集団授業よりもコスト面が高くつきやすい点はデメリットですが、その分わが子に割いてもらえる時間は確実に長いです。また、「家庭に来てもらうとなると、掃除やら片付けやらお茶出しやらがわずらわしい」と考える家庭もあるでしょうが、最近ではオンラインサービスを提供しているセンターもたくさんあります。各社のサービスを比較した上で検討してみることをおすすめします。
通信教育
通信教育は子供の性格によっては、その子供の理解のペースに合わせて進められるのがメリットです。「決められた曜日の決められた時間にやらなければならない」という縛りがなく、趣味や習い事で多忙な子供にはぴったりのサービスだといえます。教育のレベルも学校に合わせたものから難関校進学を前提とするものまで、選択肢の幅は広いです。ただ、塾や家庭教師に比べると、やる気がないとサボりがちになってしまう点がデメリットといえるでしょう。オンラインや電話、郵送などさまざまなサポート体制が用意されているサービスを選び、上手く活用していくことをおすすめします。
市販の教材
市販の教材の場合も通信教育と同様、油断するとサボりがちになってしまいかねない点はリスクだといえます。解説が丁寧な教材を選んでも、どうしてもわからない問題にぶつかることはあるでしょう。そうしたときに、家庭や学校の先生にサポートを求められる環境かどうかなどで活用できるかどうかが変わってきます。
塾講師や塾が合わないと感じたら早めに次の対応を
「この塾合わないかも」「この先生はちょっと信頼できないかも」。そう思っても入塾したてだと遠慮が勝ってしまい、なかなか行動を起こせないものです。

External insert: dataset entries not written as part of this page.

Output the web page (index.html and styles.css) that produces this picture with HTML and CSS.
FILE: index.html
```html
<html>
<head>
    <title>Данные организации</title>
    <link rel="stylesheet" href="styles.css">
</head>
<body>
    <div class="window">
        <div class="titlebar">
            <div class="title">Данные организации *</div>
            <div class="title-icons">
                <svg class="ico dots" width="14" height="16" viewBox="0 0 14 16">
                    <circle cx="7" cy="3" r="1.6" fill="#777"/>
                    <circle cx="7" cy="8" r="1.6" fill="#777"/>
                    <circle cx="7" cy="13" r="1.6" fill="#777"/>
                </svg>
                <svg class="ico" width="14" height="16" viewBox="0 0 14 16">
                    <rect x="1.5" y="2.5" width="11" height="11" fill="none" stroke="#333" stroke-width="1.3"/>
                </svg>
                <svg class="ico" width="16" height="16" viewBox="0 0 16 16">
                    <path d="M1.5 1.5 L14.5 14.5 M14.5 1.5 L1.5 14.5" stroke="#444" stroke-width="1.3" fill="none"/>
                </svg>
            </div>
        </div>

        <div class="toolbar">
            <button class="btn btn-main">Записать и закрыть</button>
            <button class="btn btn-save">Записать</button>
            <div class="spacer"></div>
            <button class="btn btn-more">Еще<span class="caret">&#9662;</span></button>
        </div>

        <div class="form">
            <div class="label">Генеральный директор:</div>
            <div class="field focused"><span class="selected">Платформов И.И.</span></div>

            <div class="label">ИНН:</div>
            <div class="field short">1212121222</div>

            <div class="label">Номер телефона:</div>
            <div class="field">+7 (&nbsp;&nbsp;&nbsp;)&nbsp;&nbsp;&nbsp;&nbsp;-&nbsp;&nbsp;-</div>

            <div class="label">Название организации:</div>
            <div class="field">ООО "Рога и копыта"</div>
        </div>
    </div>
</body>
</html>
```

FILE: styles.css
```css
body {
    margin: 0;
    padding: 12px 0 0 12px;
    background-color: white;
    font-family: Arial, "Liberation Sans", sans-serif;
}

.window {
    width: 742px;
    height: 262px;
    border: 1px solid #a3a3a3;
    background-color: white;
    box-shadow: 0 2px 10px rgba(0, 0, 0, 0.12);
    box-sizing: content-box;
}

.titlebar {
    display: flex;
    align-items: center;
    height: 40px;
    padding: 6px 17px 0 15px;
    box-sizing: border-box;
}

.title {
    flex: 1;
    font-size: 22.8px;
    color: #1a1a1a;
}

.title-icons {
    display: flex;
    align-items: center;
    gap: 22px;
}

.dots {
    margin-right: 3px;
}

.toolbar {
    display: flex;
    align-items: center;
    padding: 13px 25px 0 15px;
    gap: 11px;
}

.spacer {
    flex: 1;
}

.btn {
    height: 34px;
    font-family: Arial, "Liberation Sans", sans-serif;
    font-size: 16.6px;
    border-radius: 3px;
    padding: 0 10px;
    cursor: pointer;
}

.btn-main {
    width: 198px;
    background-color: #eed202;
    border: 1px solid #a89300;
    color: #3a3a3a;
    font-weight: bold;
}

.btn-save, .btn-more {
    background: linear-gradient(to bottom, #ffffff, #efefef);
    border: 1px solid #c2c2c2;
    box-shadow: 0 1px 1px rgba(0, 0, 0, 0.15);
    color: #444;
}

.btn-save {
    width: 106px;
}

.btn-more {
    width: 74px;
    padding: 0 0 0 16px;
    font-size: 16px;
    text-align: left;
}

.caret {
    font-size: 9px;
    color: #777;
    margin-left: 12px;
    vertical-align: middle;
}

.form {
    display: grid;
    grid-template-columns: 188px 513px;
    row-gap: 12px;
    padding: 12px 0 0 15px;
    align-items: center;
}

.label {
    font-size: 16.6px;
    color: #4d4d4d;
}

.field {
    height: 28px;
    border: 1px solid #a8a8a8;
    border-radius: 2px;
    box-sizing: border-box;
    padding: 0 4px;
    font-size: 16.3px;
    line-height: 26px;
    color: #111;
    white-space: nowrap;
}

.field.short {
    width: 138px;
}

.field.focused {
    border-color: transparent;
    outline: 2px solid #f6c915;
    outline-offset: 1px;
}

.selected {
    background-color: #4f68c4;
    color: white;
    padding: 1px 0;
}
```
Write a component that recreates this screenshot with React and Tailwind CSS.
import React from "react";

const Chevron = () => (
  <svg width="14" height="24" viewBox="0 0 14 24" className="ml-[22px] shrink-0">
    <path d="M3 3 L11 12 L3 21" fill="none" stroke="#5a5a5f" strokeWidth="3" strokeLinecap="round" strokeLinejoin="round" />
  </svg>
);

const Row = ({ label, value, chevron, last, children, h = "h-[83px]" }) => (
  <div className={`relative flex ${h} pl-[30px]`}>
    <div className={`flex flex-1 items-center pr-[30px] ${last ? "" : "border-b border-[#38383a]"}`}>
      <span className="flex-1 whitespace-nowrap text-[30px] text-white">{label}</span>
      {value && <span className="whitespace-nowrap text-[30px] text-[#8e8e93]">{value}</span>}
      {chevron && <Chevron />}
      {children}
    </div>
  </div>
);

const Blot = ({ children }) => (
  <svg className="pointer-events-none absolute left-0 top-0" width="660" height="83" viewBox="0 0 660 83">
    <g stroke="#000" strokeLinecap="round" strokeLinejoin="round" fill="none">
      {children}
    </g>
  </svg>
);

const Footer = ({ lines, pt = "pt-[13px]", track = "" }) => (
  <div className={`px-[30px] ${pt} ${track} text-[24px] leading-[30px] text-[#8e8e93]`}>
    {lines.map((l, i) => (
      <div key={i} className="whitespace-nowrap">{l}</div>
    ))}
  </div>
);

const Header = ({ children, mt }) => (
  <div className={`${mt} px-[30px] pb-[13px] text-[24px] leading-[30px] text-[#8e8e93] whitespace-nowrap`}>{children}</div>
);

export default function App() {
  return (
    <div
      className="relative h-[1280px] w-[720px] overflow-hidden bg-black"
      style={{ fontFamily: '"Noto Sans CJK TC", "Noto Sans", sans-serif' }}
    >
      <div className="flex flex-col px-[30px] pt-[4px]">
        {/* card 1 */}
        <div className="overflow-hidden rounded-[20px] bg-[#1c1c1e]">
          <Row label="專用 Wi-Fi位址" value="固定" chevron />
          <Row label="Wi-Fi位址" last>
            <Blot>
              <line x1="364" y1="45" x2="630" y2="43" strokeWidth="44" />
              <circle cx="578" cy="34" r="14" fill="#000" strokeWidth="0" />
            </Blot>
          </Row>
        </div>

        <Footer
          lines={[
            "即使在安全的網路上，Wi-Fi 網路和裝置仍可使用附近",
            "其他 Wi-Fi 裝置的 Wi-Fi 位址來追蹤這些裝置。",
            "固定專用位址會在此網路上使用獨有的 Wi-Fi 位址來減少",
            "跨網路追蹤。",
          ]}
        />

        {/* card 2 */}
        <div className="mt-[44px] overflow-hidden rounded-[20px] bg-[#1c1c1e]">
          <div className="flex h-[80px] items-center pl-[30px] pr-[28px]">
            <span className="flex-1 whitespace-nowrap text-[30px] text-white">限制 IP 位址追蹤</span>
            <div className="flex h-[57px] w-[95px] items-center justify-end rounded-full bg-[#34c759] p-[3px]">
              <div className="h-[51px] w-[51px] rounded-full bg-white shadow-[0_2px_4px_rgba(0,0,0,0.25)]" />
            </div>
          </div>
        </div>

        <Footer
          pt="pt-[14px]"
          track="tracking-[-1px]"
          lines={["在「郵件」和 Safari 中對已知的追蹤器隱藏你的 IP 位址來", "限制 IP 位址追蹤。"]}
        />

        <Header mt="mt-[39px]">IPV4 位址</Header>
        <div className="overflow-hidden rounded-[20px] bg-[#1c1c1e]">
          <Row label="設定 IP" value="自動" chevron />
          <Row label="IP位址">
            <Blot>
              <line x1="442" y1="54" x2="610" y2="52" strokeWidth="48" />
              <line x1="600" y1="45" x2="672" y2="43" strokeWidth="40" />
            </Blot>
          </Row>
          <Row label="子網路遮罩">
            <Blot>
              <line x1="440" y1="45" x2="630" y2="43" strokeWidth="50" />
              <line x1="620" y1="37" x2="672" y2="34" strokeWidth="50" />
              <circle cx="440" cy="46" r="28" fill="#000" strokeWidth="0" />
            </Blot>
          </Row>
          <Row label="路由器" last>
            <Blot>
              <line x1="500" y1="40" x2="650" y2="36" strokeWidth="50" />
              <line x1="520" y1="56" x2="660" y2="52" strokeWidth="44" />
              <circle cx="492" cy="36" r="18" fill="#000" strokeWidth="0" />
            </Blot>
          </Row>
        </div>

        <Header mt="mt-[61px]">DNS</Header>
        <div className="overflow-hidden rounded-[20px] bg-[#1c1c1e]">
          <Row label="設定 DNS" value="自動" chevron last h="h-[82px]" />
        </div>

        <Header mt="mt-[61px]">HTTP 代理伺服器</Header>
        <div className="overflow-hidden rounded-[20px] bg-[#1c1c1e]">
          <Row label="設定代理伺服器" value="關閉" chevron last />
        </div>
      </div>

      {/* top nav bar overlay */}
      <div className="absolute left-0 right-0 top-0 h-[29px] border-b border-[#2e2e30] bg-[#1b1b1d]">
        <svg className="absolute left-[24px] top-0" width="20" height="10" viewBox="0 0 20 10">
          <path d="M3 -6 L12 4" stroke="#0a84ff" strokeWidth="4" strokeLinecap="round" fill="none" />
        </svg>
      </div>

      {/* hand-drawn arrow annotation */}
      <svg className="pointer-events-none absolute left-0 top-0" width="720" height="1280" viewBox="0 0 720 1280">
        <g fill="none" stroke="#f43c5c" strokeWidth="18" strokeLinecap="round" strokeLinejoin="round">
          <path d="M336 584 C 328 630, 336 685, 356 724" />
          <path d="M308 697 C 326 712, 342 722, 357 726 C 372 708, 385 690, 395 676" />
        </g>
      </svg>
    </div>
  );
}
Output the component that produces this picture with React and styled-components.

しかし、躊躇う必要はありません。実際、塾は家庭からの問い合わせに慣れていて、なにかしらの電話は毎日かかってきています。遠慮せず一度問い合わせてみましょう。保護者からの問い合わせに誠実な塾であるかどうかを確認するためのよい機会にもなります。
塾との間のやりとりで事態がスムーズに解決すれば問題ないですが、なかなかそう上手くはいきません。その場合は、塾やわが子と再度話し合って解決策を模索するか、もしくは転塾や他の教育サービスの活用を検討しましょう。わが子にどんな学習法が向いているのか、現状抱えている問題点はなにか、一緒に考えてあげることをおすすめします。